Text by Katharine Shilcutt
Director of Student Media
A new arts incubator from Rice’s Diluvial Houston Initiative will bring together environmental artists and activists from Houston and New Orleans to form new artistic networks while also allowing Rice students and the wider community to see performances from leaders in the field.

The workshop intentionally coincides with the Rice-hosted Society of Environmental Journalists conference that same week. It highlights the depth and breadth of environmental studies at Rice, which has experienced a surge in enrollment, as well as the variety of approaches people can take to working on profound environmental concerns.

Its programs position people in the humanities to question the history, culture and politics behind Houston’s infrastructure and its vulnerabilities to climate change and flooding. Diluvial Houston also aims to serve as a model for other communities affected by rising sea levels and other environmental disasters.

Artists in the incubator include Pulitzer Prize-nominated playwright Lisa D'Amour, a performer and former carnival queen; Aron Chang, an urban designer, educator and co-founder of Water Leaders Institute; Shana M. griffin, a black feminist activist and visual artist whose work draws on her expertise in interdisciplinary research; Kathy Randels, theater educator and the founding artistic director of ArtSpot Productions; and Monique Verdin, a film producer and storyteller who documents the relationship between environment, culture and climate in southeast Louisiana.

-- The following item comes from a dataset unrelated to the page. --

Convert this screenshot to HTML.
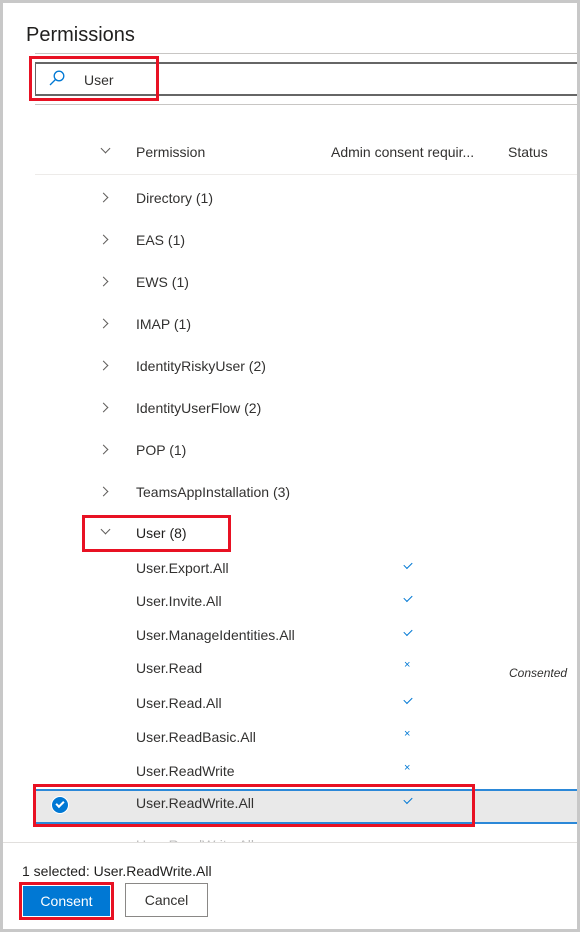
<!DOCTYPE html>
<html><head><meta charset="utf-8"><style>
*{margin:0;padding:0;box-sizing:border-box}
body{width:580px;height:932px;background:#c8c8c8;font-family:"Liberation Sans",sans-serif;color:#323130;position:relative;overflow:hidden}
.panel{position:absolute;left:3px;top:3px;width:574px;height:926px;background:#fff;overflow:hidden}
.abs{position:absolute}
.t{position:absolute;font-size:14px;white-space:nowrap;line-height:16px}
.chev{position:absolute;width:7px;height:7px;border-right:1.3px solid #605e5c;border-bottom:1.3px solid #605e5c}
.red{position:absolute;border:3px solid #e81123}
.ck{position:absolute;width:8px;height:5px;border-left:1.3px solid #0078d4;border-bottom:1.3px solid #0078d4;transform:rotate(-45deg)}
.x{position:absolute;font-size:11px;color:#0078d4;line-height:11px}
</style></head><body>
<div class="panel">
<div class="t" style="left:23px;top:20px;font-size:20px;line-height:24px;color:#201f1e">Permissions</div>
<div class="abs" style="left:32px;top:50px;width:560px;height:1px;background:#c8c6c4"></div>
<div class="abs" style="left:32px;top:59px;width:560px;height:34px;border-top:2px solid #666;border-bottom:2px solid #666;border-left:1px solid #666"></div>
<div class="abs" style="left:32px;top:101px;width:560px;height:1px;background:#c8c6c4"></div>
<svg class="abs" style="left:45px;top:66px" width="18" height="18" viewBox="0 0 18 18"><circle cx="11" cy="7" r="4.8" fill="none" stroke="#0078d4" stroke-width="1.3"/><line x1="7.5" y1="10.5" x2="2" y2="16" stroke="#0078d4" stroke-width="1.3"/></svg>
<div class="t" style="left:81px;top:69px;color:#323130">User</div>
<div class="red" style="left:26px;top:53px;width:130px;height:45px"></div>

<div class="chev" style="left:99px;top:142px;transform:rotate(45deg)"></div>
<div class="t" style="left:133px;top:141px">Permission</div>
<div class="t" style="left:328px;top:141px">Admin consent requir...</div>
<div class="t" style="left:505px;top:141px">Status</div>
<div class="abs" style="left:32px;top:171px;width:560px;height:1px;background:#edebe9"></div>

<div class="chev" style="left:97px;top:191px;transform:rotate(-45deg)"></div><div class="t" style="left:133px;top:187px">Directory (1)</div>
<div class="chev" style="left:97px;top:233px;transform:rotate(-45deg)"></div><div class="t" style="left:133px;top:229px">EAS (1)</div>
<div class="chev" style="left:97px;top:275px;transform:rotate(-45deg)"></div><div class="t" style="left:133px;top:271px">EWS (1)</div>
<div class="chev" style="left:97px;top:317px;transform:rotate(-45deg)"></div><div class="t" style="left:133px;top:313px">IMAP (1)</div>
<div class="chev" style="left:97px;top:359px;transform:rotate(-45deg)"></div><div class="t" style="left:133px;top:355px">IdentityRiskyUser (2)</div>
<div class="chev" style="left:97px;top:401px;transform:rotate(-45deg)"></div><div class="t" style="left:133px;top:397px">IdentityUserFlow (2)</div>
<div class="chev" style="left:97px;top:443px;transform:rotate(-45deg)"></div><div class="t" style="left:133px;top:439px">POP (1)</div>
<div class="chev" style="left:97px;top:485px;transform:rotate(-45deg)"></div><div class="t" style="left:133px;top:481px">TeamsAppInstallation (3)</div>

<div class="chev" style="left:99px;top:523px;transform:rotate(45deg)"></div><div class="t" style="left:133px;top:522px;color:#201f1e">User (8)</div>
<div class="red" style="left:79px;top:512px;width:149px;height:37px"></div>

<div class="t" style="left:133px;top:557px">User.Export.All</div><div class="ck" style="left:401px;top:559px"></div>
<div class="t" style="left:133px;top:590px">User.Invite.All</div><div class="ck" style="left:401px;top:592px"></div>
<div class="t" style="left:133px;top:624px">User.ManageIdentities.All</div><div class="ck" style="left:401px;top:626px"></div>
<div class="t" style="left:133px;top:657px">User.Read</div><div class="x" style="left:401px;top:657px">×</div>
<div class="t" style="left:506px;top:662px;font-size:12px;font-style:italic">Consented</div>
<div class="t" style="left:133px;top:692px">User.Read.All</div><div class="ck" style="left:401px;top:694px"></div>
<div class="t" style="left:133px;top:726px">User.ReadBasic.All</div><div class="x" style="left:401px;top:726px">×</div>
<div class="t" style="left:133px;top:760px">User.ReadWrite</div><div class="x" style="left:401px;top:760px">×</div>

<div class="abs" style="left:33px;top:786px;width:560px;height:35px;background:#e9e9e9;border-top:2px solid #2b88d8;border-bottom:2px solid #2b88d8"></div>
<div class="abs" style="left:48px;top:793px;width:18px;height:18px;border-radius:50%;background:#0078d4;border:1px solid #fff"></div>
<div class="abs" style="left:53px;top:798px;width:8px;height:5px;border-left:2px solid #fff;border-bottom:2px solid #fff;transform:rotate(-45deg)"></div>
<div class="t" style="left:133px;top:792px">User.ReadWrite.All</div><div class="ck" style="left:401px;top:794px"></div>
<div class="red" style="left:30px;top:781px;width:442px;height:43px"></div>
<div class="t" style="left:133px;top:834px;color:#bbb">User.ReadWrite.All</div>

<div class="abs" style="left:0;top:839px;width:574px;height:90px;background:#fff;border-top:1px solid #e1dfdd"></div>
<div class="t" style="left:19px;top:860px;color:#201f1e">1 selected: User.ReadWrite.All</div>
<div class="abs" style="left:20px;top:883px;width:87px;height:30px;background:#0078d4;color:#fff;font-size:14px;text-align:center;line-height:30px">Consent</div>
<div class="red" style="left:16px;top:879px;width:95px;height:38px"></div>
<div class="abs" style="left:122px;top:880px;width:83px;height:34px;border:1px solid #8a8886;font-size:14px;text-align:center;line-height:32px">Cancel</div>
</div>
</body></html>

All five work in and around New Orleans.

Houston-based artists include Lisa E. Harris, multimedia artist, opera singer and composer; Ronald Llewellyn Jones, a self-taught multidisciplinary artist known for his site-specific sculptures installed guerilla-style in outdoor locations; Ayanna Jolivet Mccloud, a visual and performance artist and writer as well as executive director of Bayou City Waterkeeper; and JD Pluecker, who works across such fields as writing, history, translation, art, interpreting, bookmaking, queer/trans aesthetics, non-normative poetics, language justice and cross-border cultural production.